The first build: Slider v01

slider disassembly
To set off my research in a hands-on fashion, I am building a system that enables a haptic connection between two (or more people). The system consists of modules each containing a motorfader, where each motorfader tries to follow the position of the other. Central idea of this system is that action and (haptic) feedback is collocated. (ref. Wensveen)(expand with theory?: Lenay, Deckers, Gibson, Merleau-Ponty)

The goal at the outset of this building project on the one hand is to learn new and hone existing tinkering and prototyping skills, on the other hand it is to literally get a feel for what it means to create a haptic connection between two and more people and to explore the feel of different variables in that connection, e.g. elasticity/firmness, friction. time-delay.

To some extent this system echoes inTouch, a classic tangible interaction system built by Scott Brave, Andrew Dahley, and Professor Hiroshi Ishii of the Tangible Media group, MIT Media Lab.

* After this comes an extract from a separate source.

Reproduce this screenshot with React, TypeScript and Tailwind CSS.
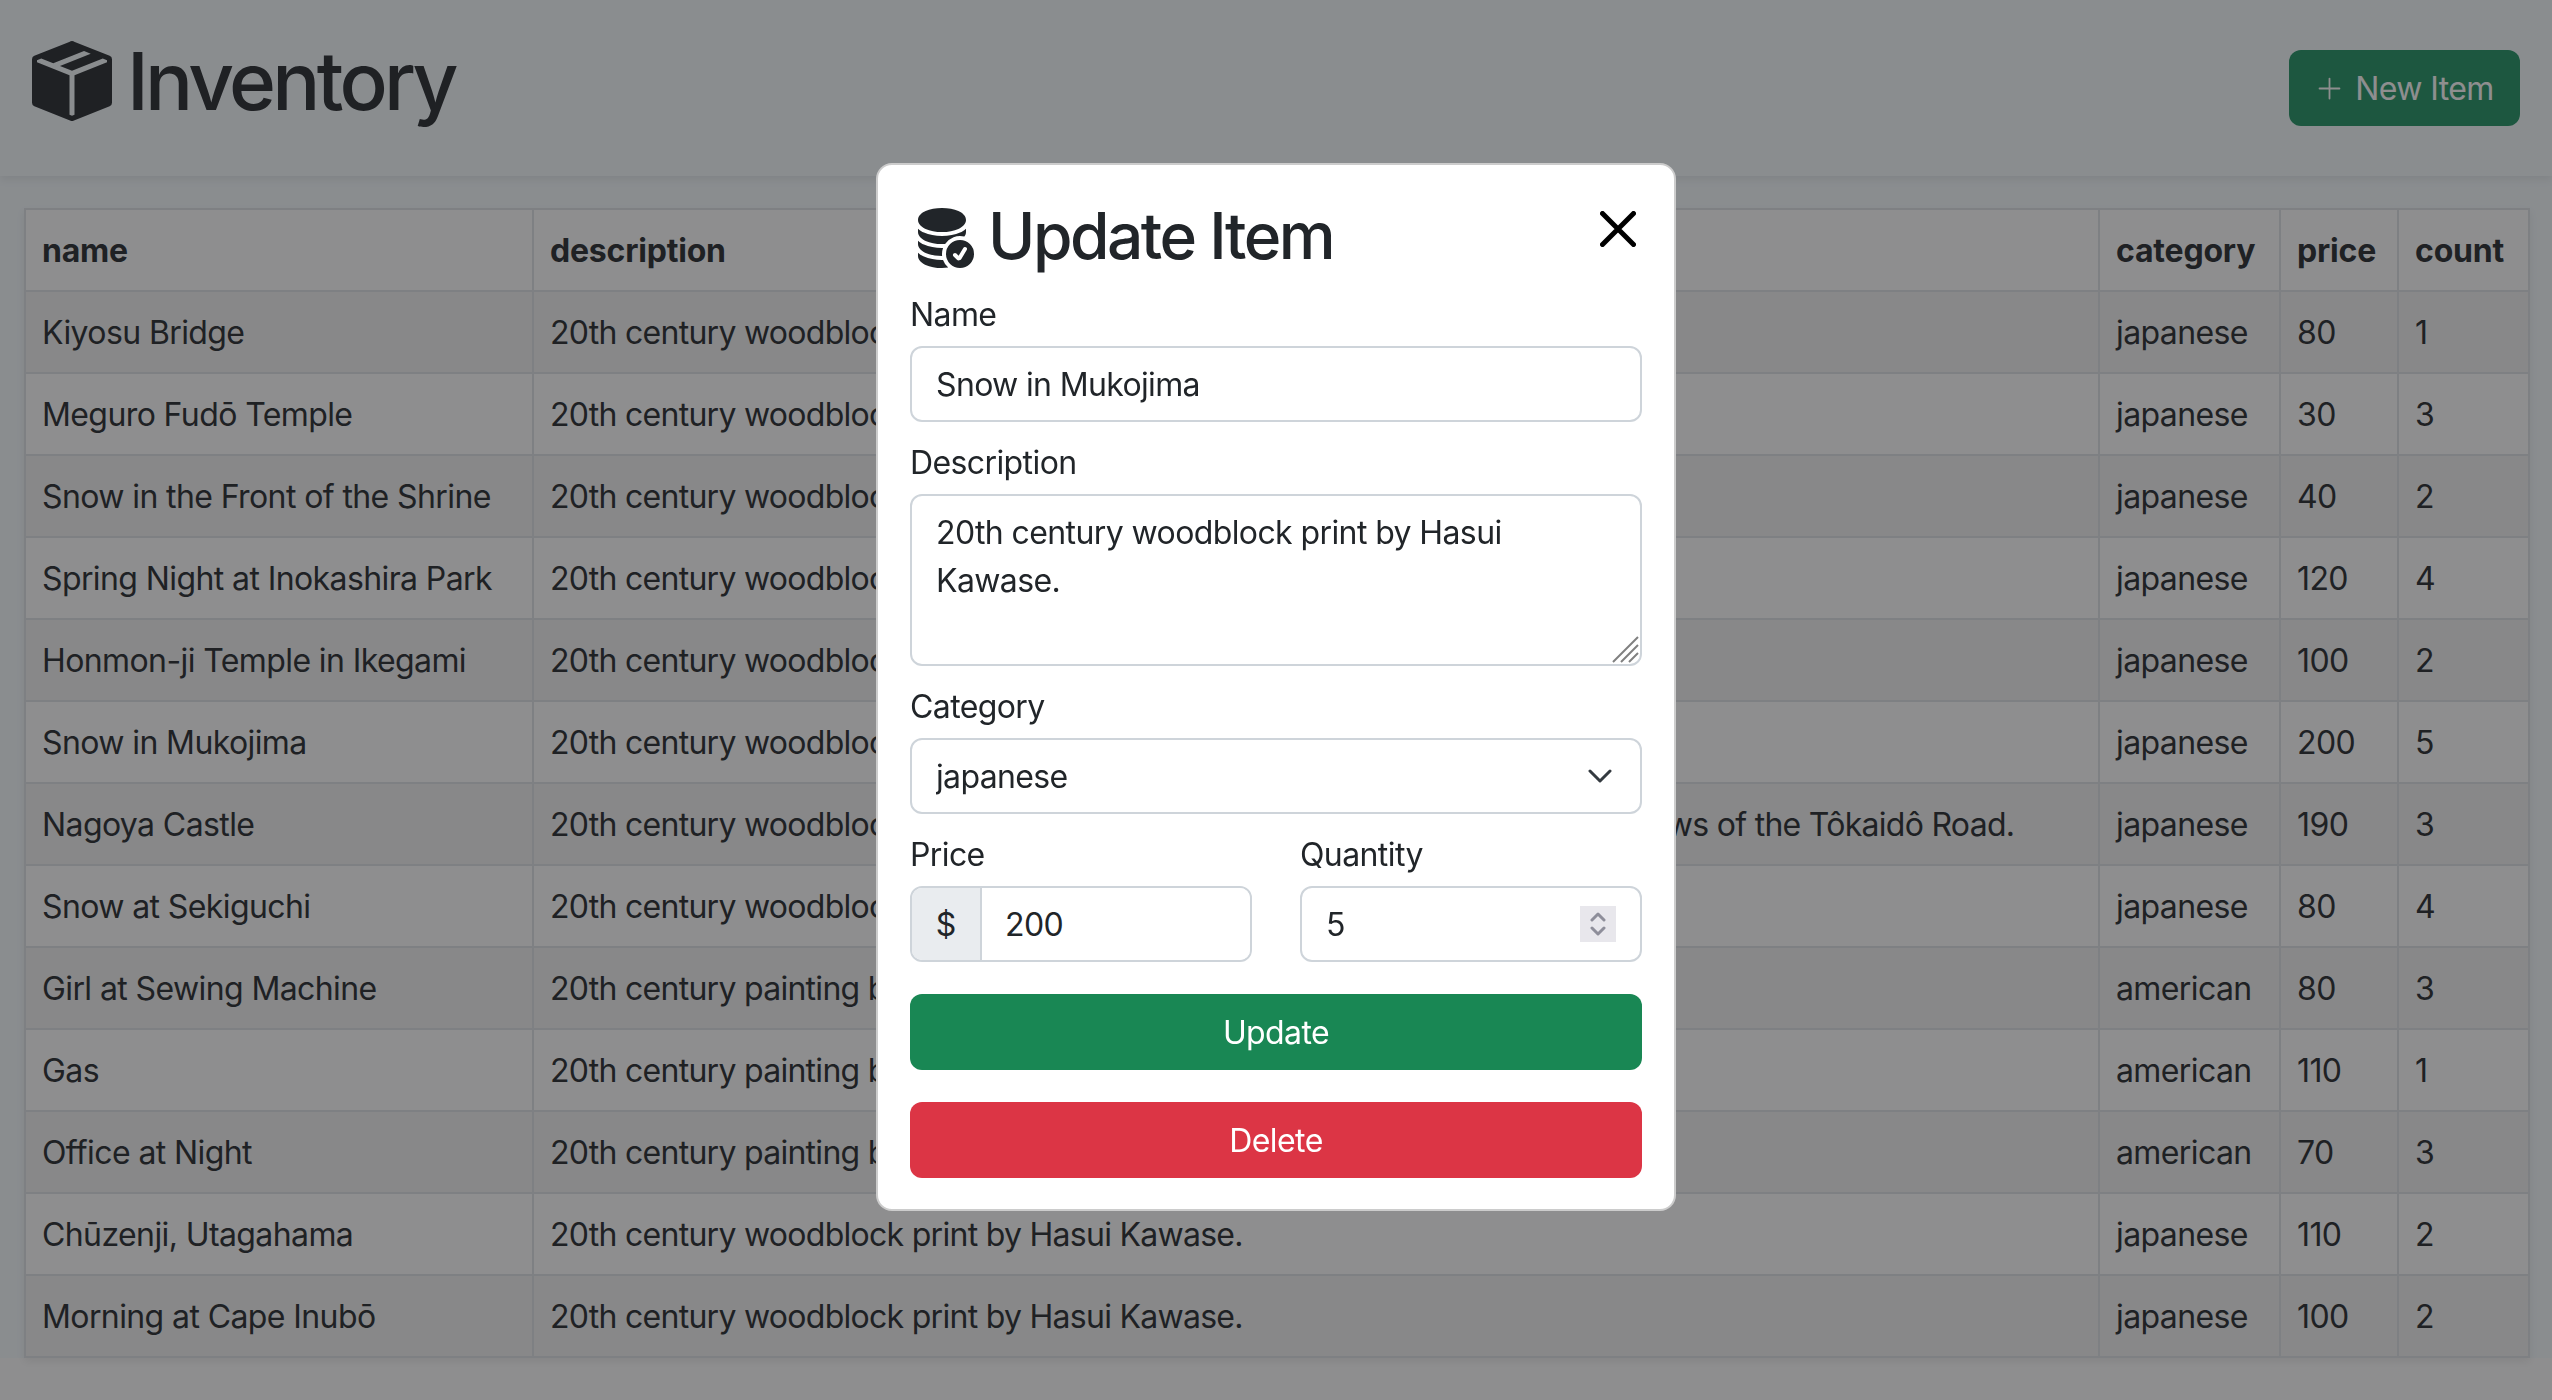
import { BsBoxSeamFill, BsDatabaseFillCheck, BsPlusLg } from "react-icons/bs";

const woodblock = "20th century woodblock print by Hasui Kawase.";
const painting = "20th century painting by Edward Hopper.";

const rows = [
  ["Kiyosu Bridge", woodblock, "japanese", "80", "1"],
  ["Meguro Fudō Temple", woodblock, "japanese", "30", "3"],
  ["Snow in the Front of the Shrine", woodblock, "japanese", "40", "2"],
  ["Spring Night at Inokashira Park", woodblock, "japanese", "120", "4"],
  ["Honmon-ji Temple in Ikegami", woodblock, "japanese", "100", "2"],
  ["Snow in Mukojima", woodblock, "japanese", "200", "5"],
  ["Nagoya Castle", "20th century woodblock print by Hasui Kawase. From the series – Twenty Views of the Tôkaidô Road.", "japanese", "190", "3"],
  ["Snow at Sekiguchi", woodblock, "japanese", "80", "4"],
  ["Girl at Sewing Machine", painting, "american", "80", "3"],
  ["Gas", painting, "american", "110", "1"],
  ["Office at Night", painting, "american", "70", "3"],
  ["Chūzenji, Utagahama", woodblock, "japanese", "110", "2"],
  ["Morning at Cape Inubō", woodblock, "japanese", "100", "2"],
];

const headers = ["name", "description", "category", "price", "count"];

const inputClass =
  "w-full h-[76px] rounded-xl border-2 border-[#ced4da] bg-white px-6 text-[32px] tracking-[-0.65px] text-[#212529] outline-none";

const Label = (props: { children: React.ReactNode }) => (
  <label className="block h-12 mb-2 pt-[1px] text-[32px] leading-[48px] tracking-[-0.6px] text-[#212529]">
    {props.children}
  </label>
);

const App: React.FC = () => {
  return (
    <div className="relative min-h-[1400px] bg-white font-['Inter',sans-serif] text-[#212529]">
      <div className="bg-[#f6fcff]">
        <header className="flex h-[176px] items-center justify-between px-8 shadow-[0_4px_8px_rgba(0,0,0,0.075)]">
          <h1 className="-mt-[14px] flex items-center gap-[15px] text-[80px] leading-[96px] font-medium tracking-[-3.7px]">
            <BsBoxSeamFill size={80} />
            Inventory
          </h1>
          <button className="flex h-[76px] w-[231px] items-center justify-center gap-[11px] rounded-xl bg-[#1c9060] text-[32px] tracking-[-0.6px] text-white">
            <BsPlusLg size={29} />
            <span className="pt-[2px]">New Item</span>
          </button>
        </header>
        <div className="px-6 pt-8">
          <table className="w-full table-fixed border-collapse bg-white text-[32px] leading-[48px] tracking-[-0.6px] shadow-[0_4px_8px_rgba(0,0,0,0.075)]">
            <colgroup>
              <col className="w-[508px]" />
              <col className="w-[1566px]" />
              <col className="w-[181px]" />
              <col className="w-[118px]" />
              <col className="w-[131px]" />
            </colgroup>
            <thead>
              <tr className="h-[82px]">
                {headers.map((h) => (
                  <th key={h} className="border-2 border-[#dee2e6] px-4 pt-[1px] pb-0 text-left font-bold tracking-[-0.2px]">
                    {h}
                  </th>
                ))}
              </tr>
            </thead>
            <tbody>
              {rows.map((row, i) => (
                <tr key={row[0]} className={i % 2 === 0 ? "h-[82px] bg-[#f2f2f2]" : "h-[82px] bg-white"}>
                  {row.map((cell, j) => (
                    <td
                      key={j}
                      className={
                        j === 1
                          ? "border-2 border-[#dee2e6] px-4 pt-[1px] pb-0 whitespace-nowrap overflow-hidden tracking-[-0.72px]"
                          : "border-2 border-[#dee2e6] px-4 pt-[1px] pb-0 whitespace-nowrap overflow-hidden"
                      }
                    >
                      {cell}
                    </td>
                  ))}
                </tr>
              ))}
            </tbody>
          </table>
        </div>
      </div>

      <div className="fixed inset-0 flex justify-center bg-[#1d1d1f]/50 pt-[163px]">
        <div className="h-[1048px] w-[800px] rounded-2xl border-2 border-black/20 bg-white px-8 pt-[33px] pb-8">
          <div className="flex h-[92px] items-start justify-between">
            <h2 className="flex items-center gap-[14px] text-[64px] leading-[76px] font-medium tracking-[-2.5px]">
              <BsDatabaseFillCheck size={64} />
              Update Item
            </h2>
            <svg width="36" height="36" viewBox="0 0 36 36" className="mt-[13px] mr-[6px]" fill="none" stroke="#000" strokeWidth="5" strokeLinecap="round">
              <path d="M2.5 2.5 33.5 33.5M33.5 2.5 2.5 33.5" />
            </svg>
          </div>
          <form className="flex flex-col gap-4">
            <div>
              <Label>Name</Label>
              <input className={inputClass} defaultValue="Snow in Mukojima" />
            </div>
            <div>
              <Label>Description</Label>
              <div className="relative">
                <textarea
                  rows={3}
                  className="block h-[172px] w-full resize-none rounded-xl border-2 border-[#ced4da] bg-white px-6 pt-[13px] pb-3 text-[32px] leading-[48px] tracking-[-0.6px] text-[#212529] outline-none"
                  defaultValue="20th century woodblock print by Hasui Kawase."
                />
                <svg width="28" height="28" viewBox="0 0 28 28" className="absolute right-[2px] bottom-[2px]" fill="none" stroke="#808080" strokeWidth="2">
                  <path d="M1 26 26 1M9 26 26 9M17 26 26 17" />
                </svg>
              </div>
            </div>
            <div>
              <Label>Category</Label>
              <div className="relative">
                <select className={inputClass + " appearance-none pt-[2px]"} defaultValue="japanese">
                  <option>japanese</option>
                  <option>american</option>
                </select>
                <svg width="24" height="14" viewBox="0 0 24 14" className="absolute right-[30px] top-[31px]" fill="none" stroke="#343a40" strokeWidth="3" strokeLinecap="round" strokeLinejoin="round">
                  <path d="M2 2 12 12 22 2" />
                </svg>
              </div>
            </div>
            <div className="grid grid-cols-2 gap-12">
              <div>
                <Label>Price</Label>
                <div className="flex h-[76px] rounded-xl border-2 border-[#ced4da] overflow-hidden">
                  <span className="flex w-[70px] items-center justify-center border-r-2 border-[#ced4da] bg-[#e9ecef] pt-[2px] text-[32px]">$</span>
                  <input className="min-w-0 flex-1 bg-white pl-[23px] pt-[2px] text-[32px] tracking-[-0.6px] outline-none" defaultValue="200" />
                </div>
              </div>
              <div>
                <Label>Quantity</Label>
                <div className="relative">
                  <input className={inputClass} defaultValue="5" />
                  <div className="absolute right-[26px] top-5 flex h-9 w-9 items-center justify-center bg-[#e8e7ec]">
                    <svg width="16" height="28" viewBox="0 0 16 28" fill="none" stroke="#8e8e9a" strokeWidth="3" strokeLinecap="round" strokeLinejoin="round">
                      <path d="M2 10 8 4 14 10M2 18 8 24 14 18" />
                    </svg>
                  </div>
                </div>
              </div>
            </div>
            <button type="button" className="mt-4 h-[76px] rounded-xl bg-[#198754] pt-[2px] text-[32px] tracking-[-0.6px] text-white">
              Update
            </button>
            <button type="button" className="mt-4 h-[76px] rounded-xl bg-[#dc3545] pt-[2px] text-[32px] tracking-[-0.6px] text-white">
              Delete
            </button>
          </form>
        </div>
      </div>
    </div>
  );
};

export default App;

(more details after the jump)

First Build
Here’s a foggy intro video to this work in progress…

The system in this video runs on a quickly hacked together way of getting one slider to follow the other.

Initial version consists of 2 motorfaders controlled by one Arduino-uno (through an H-bridge).

The motorfaders are built into rectangular boxes. A 10mm diameter bead is fixed to the handle of the fader and placed under a funky 3d-weave fabric in such a way that the moving bead is only visible as a small bump in the fabric surface. These slider boxes resemble somewhat the screen of an old fashioned CRT TV.

Specs:
controller: Arduino Uno
H-bridge: L298N
motorfaders: ALPS RSA0N11M9 10k Lin
Vin(motors)=12Vdc

The circuit:

circuit diagram of Arduino Uno, l298 and 2 ALPS motorfaders

slider v001

You can view/get the Arduino code I wrote for this here. Any comments welcome….

So What?
It does something! You can feel it in one slider if the other is moved.
Control loop speed:
The system is rather noisy -as in- it makes a lot of noise, probably from the speed of the control loop (if no serial output is sent to processing) the program does a loop in approx. 750µs.
The haptic feedback feels rather gritty, for the same reasons that the system is noisy
Power/Force:
The motors of the sliders are powere with 12Vdc (though rated at 10Vdc, 600mA for  max 10 secs (stalled), this results in approx. 2 N of force (very rough measurement).
The force is definitely tangible, but it is to little force to be able to really play with the feedback between people.
Result:
My preliminary conclusion is that the combination of the speed of the position control loop now has to be tuned to a a spongy feel: the power of the motors is tapered-off proportional to the distance of the slider to its setpoint. With a higher ‘sample rate’ and thus control rate of the feedback-control loop, the gritty feel and audible noise would be of a higher frequency, but also, the spongy feel would be less, because the tapering off of the power could be across a shorter range.